Thursday, August 2, 2007

iTunes security problem


I stumbled across this while waiting for a flight in a Northwest Airlines lounge. I admit I was bored and starting poking around in people's shared iTunes libraries...

There's a privacy issue with iTunes that can be exploited with some simple social engineering that could be a real problem for folks with music sharing turned on.

When you share your music in iTunes, anyone can see your library and browse it. Nothing of real importance here, but if they attempt to play any songs that you have purchased from iTunes, their machine will be prompted to validate the DRM of the song they are trying to listen to. This shouldn't be a problem BUT iTunes fills in the account name tied to the DRM. This is your account name in the form of your email address - not good. Not good at all.

Aside from the privacy issues with iTunes divulging your email address, a thief can now spoof an email to the user, say from Apple, asking them to validate their music downloads or participate in a free offer from Apple.

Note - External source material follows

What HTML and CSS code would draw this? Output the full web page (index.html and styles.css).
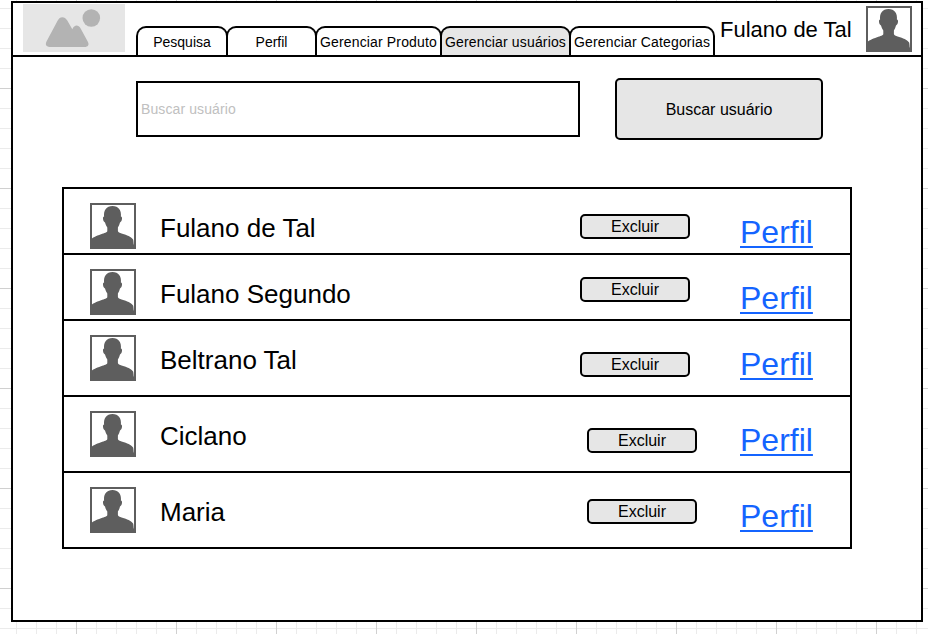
FILE: index.html
```
<!DOCTYPE html>
<html lang="pt-BR">
<head>
<meta charset="utf-8">
<title>Gerenciar usuários</title>
<link rel="stylesheet" href="styles.css">
</head>
<body>
<svg class="defs" width="0" height="0" aria-hidden="true">
  <symbol id="avatar" viewBox="0 0 46 46">
    <rect x="1" y="1" width="44" height="44" fill="#fff" stroke="#5e5e5e" stroke-width="2"/>
    <path fill="#5e5e5e" d="M1 45V36.800C2 34.600 6 33 11 31.200C14.500 30 17.300 29.400 17.300 28V24.600C16.300 23.200 15.500 21.400 15 19.400C13.800 19 13 17.200 13 15.500C13 14.300 13.300 13.700 14.100 13.600C13.400 7.500 16.500 3 22.500 3C28.500 3 31.600 7.500 30.900 13.600C31.700 13.700 32 14.300 32 15.500C32 17.200 31.200 19 30 19.400C29.500 21.400 28.800 23.200 27.900 24.600V28C27.900 29.400 30.500 30 34 31.200C38.500 32.700 42.300 34.600 43.100 36.600C43.500 38 43.500 39.500 43.700 41.500H45V45Z"/>
  </symbol>
</svg>
<main class="frame">
  <header class="header">
    <svg class="logo" viewBox="0 0 102 48" aria-label="Logo">
      <rect width="102" height="48" fill="#e6e6e6"/>
      <circle cx="68.300" cy="14" r="8.800" fill="#b3b3b3"/>
      <path fill="#b3b3b3" d="M23.500 37.500L34.700 16.500C36.700 12 41.800 12 44.300 16.500L49.300 25.200C51.300 20.700 55.300 20.500 57.500 24.300L64.700 37.500C66.600 40.800 65 43 61.500 43H28.500C23.500 43 21.800 41.200 23.500 37.500Z"/>
    </svg>
    <nav class="tabs">
      <a class="tab tab-search">Pesquisa</a>
      <a class="tab tab-profile">Perfil</a>
      <a class="tab tab-products">Gerenciar Produto</a>
      <a class="tab tab-users active">Gerenciar usuários</a>
      <a class="tab tab-categories">Gerenciar Categorias</a>
    </nav>
    <span class="current-user">Fulano de Tal</span>
    <svg class="avatar"><use href="#avatar"/></svg>
  </header>
  <form class="search">
    <input class="search-field" type="text" placeholder="Buscar usuário">
    <button class="search-button" type="button">Buscar usuário</button>
  </form>
  <ul class="users">
    <li class="user">
      <svg class="avatar"><use href="#avatar"/></svg>
      <span class="name">Fulano de Tal</span>
      <button class="delete" type="button">Excluir</button>
      <a class="profile" href="#">Perfil</a>
    </li>
    <li class="user second">
      <svg class="avatar"><use href="#avatar"/></svg>
      <span class="name">Fulano Segundo</span>
      <button class="delete" type="button">Excluir</button>
      <a class="profile" href="#">Perfil</a>
    </li>
    <li class="user tall">
      <svg class="avatar"><use href="#avatar"/></svg>
      <span class="name">Beltrano Tal</span>
      <button class="delete" type="button">Excluir</button>
      <a class="profile" href="#">Perfil</a>
    </li>
    <li class="user tall inset">
      <svg class="avatar"><use href="#avatar"/></svg>
      <span class="name">Ciclano</span>
      <button class="delete" type="button">Excluir</button>
      <a class="profile" href="#">Perfil</a>
    </li>
    <li class="user tall inset last">
      <svg class="avatar"><use href="#avatar"/></svg>
      <span class="name">Maria</span>
      <button class="delete" type="button">Excluir</button>
      <a class="profile" href="#">Perfil</a>
    </li>
  </ul>
</main>
</body>
</html>
```
FILE: styles.css
```
* {
  box-sizing: border-box;
}

body {
  margin: 0;
  height: 634px;
  padding: 1px 5px 12px 11px;
  overflow: hidden;
  font-family: "Liberation Sans", Arial, sans-serif;
  color: #000;
  background-color: #fff;
  background-image:
    linear-gradient(90deg, #d0d0d0 1px, transparent 1px),
    linear-gradient(#d0d0d0 1px, transparent 1px),
    linear-gradient(90deg, #ebebeb 1px, transparent 1px),
    linear-gradient(#ebebeb 1px, transparent 1px);
  background-size: 100px 100px, 100px 100px, 20px 20px, 20px 20px;
  background-position: 76px 0, 0 88px, 16px 0, 0 8px;
}

.defs {
  display: none;
}

.frame {
  width: 912px;
  height: 621px;
  border: 2px solid #000;
  background: #fff;
}

.header {
  display: flex;
  height: 54px;
  padding-left: 10px;
  border-bottom: 2px solid #000;
}

.logo {
  width: 102px;
  height: 48px;
  margin-top: 1px;
}

.tabs {
  display: flex;
  align-items: flex-end;
  margin-left: 11px;
}

.tab {
  height: 29px;
  border: 2px solid #000;
  border-bottom: 0;
  border-radius: 10px 10px 0 0;
  font-size: 14px;
  line-height: 28px;
  text-align: center;
  white-space: nowrap;
}

.tab + .tab {
  margin-left: -2px;
}

.tab-search { width: 92px; }
.tab-profile { width: 91px; }
.tab-products { width: 127px; letter-spacing: 0.15px; }
.tab-users { width: 131px; letter-spacing: 0.15px; }
.tab-categories { width: 146px; letter-spacing: 0.15px; }

.active {
  background: #e6e6e6;
}

.current-user {
  width: 146px;
  padding: 14px 0 0 5px;
  font-size: 22px;
  line-height: 26px;
  white-space: nowrap;
}

.avatar {
  display: block;
  width: 46px;
  height: 46px;
}

.header .avatar {
  margin: 3px 0 0 5px;
}

.search {
  display: flex;
  align-items: center;
  gap: 35px;
  margin: 21px 0 0 123px;
}

.search-field {
  width: 444px;
  height: 56px;
  padding: 0 3px;
  border: 2px solid #000;
  font: 14px "Liberation Sans", Arial, sans-serif;
  letter-spacing: 0.1px;
  background: #fff;
}

.search-field::placeholder {
  color: #c0c0c0;
  opacity: 1;
}

.search-button {
  width: 208px;
  height: 62px;
  padding: 2px 0 0;
  border: 2px solid #000;
  border-radius: 5px;
  font: 16px "Liberation Sans", Arial, sans-serif;
  color: #000;
  background: #e6e6e6;
}

.users {
  width: 790px;
  margin: 47px 0 0 49px;
  padding: 0;
  border: 2px solid #000;
  border-bottom: 0;
  list-style: none;
}

.user {
  display: grid;
  grid-template-columns: 70px 420px 160px auto;
  align-items: start;
  height: 66px;
  padding: 14px 0 0 26px;
  border-bottom: 2px solid #000;
}

.tall {
  height: 76px;
}

.name {
  margin-top: 10px;
  font-size: 26px;
  line-height: 30px;
}

.delete {
  width: 110px;
  height: 25px;
  margin-top: 11px;
  padding: 0;
  border: 2px solid #000;
  border-radius: 5px;
  font: 16px/18px "Liberation Sans", Arial, sans-serif;
  color: #000;
  background: #e6e6e6;
}

.second .delete { margin-top: 8px; }
.tall .delete { margin-top: 17px; }
.inset .delete { margin-left: 7px; }
.last .delete { margin-top: 12px; }

.profile {
  justify-self: start;
  margin-top: 11px;
  font-size: 32px;
  line-height: 36px;
  color: #1464ff;
  text-decoration: underline;
  text-decoration-thickness: 2px;
  text-underline-offset: 3px;
  text-decoration-skip-ink: none;
}
```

Since you can reference their valid apple account ID along with an actual list of songs purchased from the iTunes store WITH the date of purchase, who would think that the email isn't from Apple? After all, they know all sorts of things about you in the email.

With Apple's tight tie in to your credit card information, etc. someone could do some serious damage with this exploit for sure.

As you can imagine, I have my music sharing turned off. You should too.

Hey Steve, get the iTunes guys to fix this!

1 comment:

egon said...

This is why you shouldn't buy DRM products!